Mi ricordo delle lotte con lo specchio
delle telefonate con la linea Sip
delle prime cerette alle gambe perché volevi sentirti donna anche se di peli non ne avevi molti
dei due di picche grossi come case da parte del ragazzo che ti piaceva, duri da incamerare; erano porte prese in piena faccia e bruciavano come schiaffi sul viso.

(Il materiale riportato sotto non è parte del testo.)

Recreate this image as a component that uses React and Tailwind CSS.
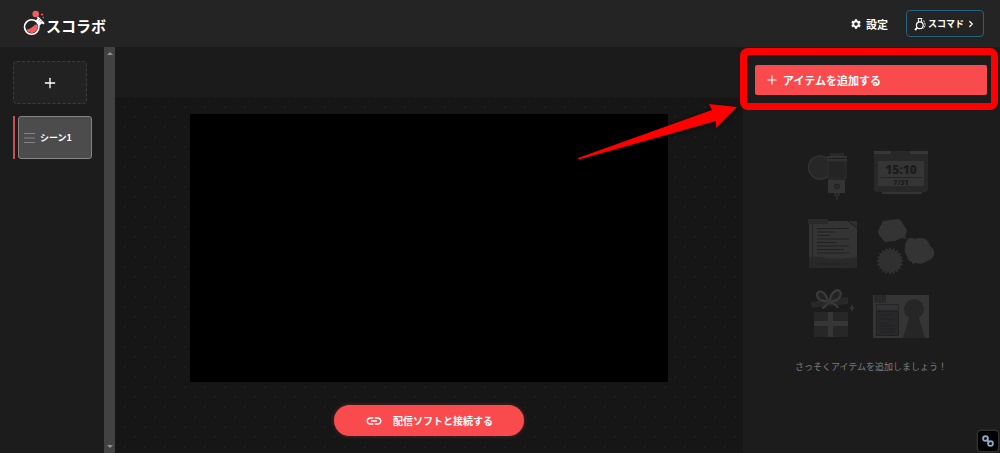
import { ChevronRight, Plus } from "lucide-react";
import { MdLink, MdSettings } from "react-icons/md";

const BURST_POINTS = Array.from({ length: 40 }, (_, i) => {
  const r = i % 2 === 0 ? 14 : 11;
  const a = (i * Math.PI) / 20;
  return `${(19 + r * Math.cos(a)).toFixed(1)},${(52 + r * Math.sin(a)).toFixed(1)}`;
}).join(" ");

const FlaskLogo = () => (
  <svg viewBox="0 0 22 27" className="w-[22px] h-[27px] shrink-0" aria-hidden="true">
    <path d="M12 11 15.500 8 20 12.500 16 16Z" fill="#fff" />
    <path d="M15 7.600 20.400 13.200" stroke="#fff" strokeWidth="2" strokeLinecap="round" />
    <path d="M17.200 9 15.800 10.600M18.800 10.600 17.400 12.200" stroke="#242424" strokeWidth=".6" />
    <circle cx="8.700" cy="17" r="7.200" fill="#242424" stroke="#fff" strokeWidth="1.600" />
    <path d="M3.200 19.400C6 19.600 8 18.400 9.600 16.800c1.400-1.400 2.900-2.400 4.600-2.600A6 6 0 0 1 3.200 19.400Z" fill="#f45b60" />
    <circle cx="12.700" cy="4" r="3.300" fill="#f45b60" />
    <circle cx="19" cy="4.500" r="1.100" fill="#f45b60" />
    <circle cx="20.300" cy="7.600" r=".8" fill="#f45b60" />
  </svg>
);

const CommandIcon = () => (
  <svg viewBox="0 0 12 14" className="w-3 h-3.5 shrink-0" fill="none" stroke="#fff" aria-hidden="true">
    <circle cx="5.800" cy="8.200" r="3.400" strokeWidth="1.200" />
    <path d="M4.400 5V2.200M7.400 5V2.200M3.600 1.600h4.700" strokeWidth="1" />
    <path d="M3.300 10.700 1 13" strokeWidth="1.800" />
    <path d="M9.300 3.400c2.200 2 2.400 6 .2 8.200" strokeWidth=".9" strokeDasharray="2 .8" />
  </svg>
);

const CameraArt = () => (
  <svg viewBox="0 0 72 70" className="w-full" aria-hidden="true">
    <circle cx="21" cy="28.500" r="11.500" fill="#272727" stroke="#323232" strokeWidth="1.500" />
    <path d="M31 14h14v4H31z" fill="#292929" />
    <path d="M28 17h20v2H28zM28 20h20v2H28z" fill="#343434" />
    <path d="M29 22h18v18H29z" fill="#242424" stroke="#2f2f2f" />
    <rect x="29" y="41" width="17" height="13" rx="1" fill="#343434" />
    <circle cx="38" cy="47.500" r="2.500" fill="#2c2c2c" stroke="#1f1f1f" />
    <path d="M35 54h6v3h-2v3l-1 2-1-2v-3h-2z" fill="#2a2a2a" />
  </svg>
);

const ClockArt = () => (
  <svg viewBox="0 0 72 70" className="w-full" aria-hidden="true">
    <path d="M3 12h54v38q0 3-3 3H6q-3 0-3-3z" fill="#282828" />
    <path d="M3 12h17v3H3zM39 12h18v3H39z" fill="#373737" />
    <path d="M11 53h40v2H11z" fill="#343434" />
    <path d="M7 22h46v25H7z" fill="#353535" />
    <path d="M9 38.500h42" stroke="#242424" />
    <g fill="#1c1c1c" textAnchor="middle" className="font-['Open_Sans',sans-serif] font-extrabold">
      <text x="30" y="35" fontSize="12">15:10</text>
      <text x="30" y="46" fontSize="7">7/31</text>
    </g>
  </svg>
);

const NoteArt = () => (
  <svg viewBox="0 0 72 70" className="w-full" aria-hidden="true">
    <path d="M10 12h48v47H10z" fill="#343434" />
    <path d="M9 10h20v5H9z" fill="#2a2a2a" />
    <path d="M13.500 15v34" stroke="#232323" />
    <path d="M49 12h9v7z" fill="#303030" />
    <path d="M49 12 58 19" stroke="#1e1e1e" />
    <path
      d="M18 19.500h32M18 23h18M18 26.500h13M18 30h32M18 33.500h20M18 37h32M18 40.500h27M18 44h32"
      stroke="#202020"
    />
    <path d="M10 48q9-1 17 1 14 2 31-1v11H10z" fill="#292929" />
    <path d="M18 55h24M45 55h4" stroke="#212121" />
  </svg>
);

const BubblesArt = () => (
  <svg viewBox="0 0 72 70" className="w-full" fill="#343434" aria-hidden="true">
    <path d="M12 12 27 10Q29 10 30 12L36 21 34 28 36 30 31 29 24 32 14 33 8 26 7 22Z" />
    <polygon points={BURST_POINTS} fill="#303030" />
    <path d="M37 30q3-2 7 0 5-2 10 0 4 2 5 7 5 3 4 9-2 5-7 6-5 4-11 2-2 0-3 2l-1-3q-5-1-5-6-3-3-2-8 0-6 3-9z" />
  </svg>
);

const GiftArt = () => (
  <svg viewBox="0 0 72 70" className="w-full" aria-hidden="true">
    <path d="m12 23 37-5v7l-36 4z" fill="#282828" />
    <path d="M15 33h34v25H15z" fill="#272727" />
    <path d="M15 42h34v5H15zM29 33h5v25h-5z" fill="#363636" />
    <g fill="#242424" stroke="#3b3b3b" strokeWidth="2.200" strokeLinejoin="round">
      <path d="M29 22C28 16 23 11 19.500 13S18 23 29 22Z" />
      <path d="M31 22C31 15 37 9 40.500 12S40 23 31 22Z" />
      <path d="M28 24q-2 5-5 5M32 24q5 1 7 5" fill="none" />
    </g>
    <circle cx="30" cy="23" r="2.500" fill="#343434" />
    <path d="m53 25 1 3 2 1-2 1-1 3-1-3-2-1 2-1z" fill="#363636" />
  </svg>
);

const ProfileArt = () => (
  <svg viewBox="0 0 72 70" className="w-full" aria-hidden="true">
    <path d="M2 16h56v43H2z" fill="#353535" />
    <path d="M3 16h12v8H3z" fill="#292929" />
    <path d="M5.500 25.500h22v6h-22z" fill="#333333" stroke="#262626" />
    <path d="M5.500 32.500h22v24h-22z" fill="#28282b" stroke="#212121" />
    <path d="M9 36h11M9 40h15M9 44h9M9 47h15M9 50h15M9 53h15" stroke="#202024" />
    <circle cx="43" cy="30" r="10" fill="#262626" />
    <path d="M39 36h8l7 23H32z" fill="#262626" />
  </svg>
);

// Hand-drawn style callout over the add button
const Callout = () => (
  <>
    <div className="absolute -left-[15px] -right-[11px] -top-[17px] -bottom-[15px] border-7 border-[#ff0000] rounded-lg pointer-events-none" />
    <svg
      viewBox="0 0 160 57"
      className="absolute right-full top-[38px] mr-[18px] w-[160px] h-[57px] max-w-none pointer-events-none drop-shadow-[1px_1px_2px_rgba(0,0,0,0.6)]"
      aria-hidden="true"
    >
      <path d="M1 55 135 7 132 1 160 4 139 25 139 18 2 56.500Z" fill="#ff0000" />
    </svg>
  </>
);

const Header = () => (
  <header className="h-[47px] shrink-0 bg-[#242424] flex items-center justify-between pl-[23px] pr-4">
    <a href="#" className="flex items-center gap-px">
      <FlaskLogo />
      <span className="text-[15px] leading-5 font-bold pt-1">スコラボ</span>
    </a>
    <div className="flex items-center gap-[18px]">
      <button type="button" className="flex items-center gap-1 text-[11px] leading-4 font-bold">
        <MdSettings className="size-3" /> 設定
      </button>
      <button
        type="button"
        className="h-[27px] w-[78px] flex items-center justify-center gap-0.5 border border-[#28607f] rounded text-[9px] leading-4 font-bold"
      >
        <CommandIcon />
        <span>スコマド</span>
        <ChevronRight className="size-2.5" strokeWidth={3} />
      </button>
    </div>
  </header>
);

const Sidebar = () => (
  <aside className="w-[115px] shrink-0 flex bg-[#1c1c1c]">
    <div className="flex-1 pl-[13px] pt-[14px]">
      <button
        type="button"
        aria-label="シーンを追加"
        className="w-[74px] h-[43px] flex items-center justify-center bg-[#222222] border border-dashed border-[#3c3c3c] rounded"
      >
        <Plus className="size-4" strokeWidth={2} />
      </button>
      <div className="mt-3 flex gap-[3px]">
        <span className="w-0.5 bg-[#c94d50]" />
        <button
          type="button"
          className="w-[74px] h-[43px] flex items-center gap-1 pl-[5px] bg-[#4c4c4c] border border-[#858585] rounded-[3px] text-[9px] leading-4 font-bold"
        >
          <svg viewBox="0 0 12 12" className="size-3 shrink-0" stroke="#858585" aria-hidden="true">
            <path d="M0 1.500h11M0 6h11M0 10.500h11" />
          </svg>
          シーン1
        </button>
      </div>
    </div>
    <div className="w-[11px] bg-[#424242] flex flex-col justify-between items-center py-1">
      <svg viewBox="0 0 6 4" className="w-1.5 h-1" aria-hidden="true">
        <path d="M0 4 3 1 6 4Z" fill="#929292" />
      </svg>
      <svg viewBox="0 0 6 4" className="w-1.5 h-1" aria-hidden="true">
        <path d="M0 0 3 3 6 0Z" fill="#929292" />
      </svg>
    </div>
  </aside>
);

const Stage = () => (
  <main className="flex-1 min-w-0 flex flex-col bg-[#1b1b1b] pt-[50px]">
    <div className="flex-1 flex flex-col items-center pt-[17px] pb-4 bg-[#161616] bg-[radial-gradient(circle,#1d1d1d_1px,transparent_1px),radial-gradient(circle,#1d1d1d_1px,transparent_1px)] bg-size-[20px_20px] bg-position-[0_0,10px_10px]">
      <div className="w-[76%] aspect-video bg-black" />
      <button
        type="button"
        className="mt-[23px] h-[31px] w-[190px] flex items-center justify-center gap-2.5 rounded-full bg-[#f94b4e] text-[10px] leading-4 font-bold shadow-[0_0_4px_rgba(250,75,78,0.35)]"
      >
        <MdLink className="size-[18px]" />
        配信ソフトと接続する
      </button>
    </div>
  </main>
);

const ItemPanel = () => (
  <aside className="w-[257px] shrink-0 bg-[#1c1c1c] pl-3 pr-[13px] pt-[18px] flex flex-col">
    <div className="relative">
      <button
        type="button"
        className="w-full h-[30px] flex items-center gap-1 pl-2.5 rounded-[2px] bg-[#f94b4e] text-[11px] leading-4 font-bold"
      >
        <Plus className="size-3.5" strokeWidth={2} />
        アイテムを追加する
      </button>
      <Callout />
    </div>
    <div className="mt-11 mx-auto w-36 grid grid-cols-2">
      <CameraArt />
      <ClockArt />
      <NoteArt />
      <BubblesArt />
      <GiftArt />
      <ProfileArt />
    </div>
    <p className="mt-2.5 text-center text-[9px] leading-4 text-[#7c7c7c]">
      さっそくアイテムを追加しましょう！
    </p>
    <button
      type="button"
      aria-label="リンク"
      className="mt-auto mb-0.5 -mr-[11px] self-end size-5 flex items-center justify-center rounded-[3px] bg-black shadow-[0_0_2px_1px_#3a3a3a]"
    >
      <svg viewBox="0 0 12 12" className="size-3" fill="none" stroke="#8fabc8" strokeWidth="1.800" aria-hidden="true">
        <circle cx="3.500" cy="3.500" r="2.400" />
        <circle cx="8.500" cy="8.500" r="2.400" />
        <path d="m4.500 4.500 3 3" />
      </svg>
    </button>
  </aside>
);

const App = () => (
  <div className="min-h-screen flex flex-col bg-[#1c1c1c] text-white font-['Noto_Sans_CJK_JP',sans-serif]">
    <Header />
    <div className="flex-1 flex">
      <Sidebar />
      <Stage />
      <ItemPanel />
    </div>
  </div>
);

export default App;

dei Take that e di Mark Owen
del giornalino “Cioè” che conteneva sempre una sorpresa regalo
delle lettere scritte a mano
delle cartoline che ricercavi in edicola e sulle quali avevi poco spazio per scrivere
delle giornate al mare infinite e di come ci addormentavamo sotto il sole cocente
della magrezza estrema perché ci dicevano che eravamo grasse
di tutti i complessi che ci facevano venire per le smagliature
delle lacrime copiose per esserci fidate delle amiche sbagliate
dei genitori dal polso duro che ci punivano con durezza
delle carezze dei nonni
della salsa e del vino che contornavano tutte le nostre estati con loro
dei diari di Smemoranda
dello zaino pesante Seven e Invicta
dei tragici anni della scuola media in cui mi sentivo una sfigata
del Walkman con la musica a palla
del Karaoke di Fiorello con i vicini che non ne potevano più
delle serie Tv come “otto sotto un tetto”, “Il principe di Bel Air”, “Magnum P.I.”, “Supercar”
del Crystal Ball che era tossico e ti dava alla testa
del calcio Balilla sul lido d’estate
dei Jukebox con le canzoni di Bon Jovi, Raf, Tozzi e Luca Barbarossa
delle prime parole in spagnolo che ci siamo dette, io e Paola, e che ancora oggi risuonano nella mia mente.
EL CASTILLO SE CAE,
LA CASA SE DERRUMBA
PERO’ NUESTRA AMISTAD DURARA HASTA LA TUMBA
Le custodirò sempre, gelosamente, nel mio cuore.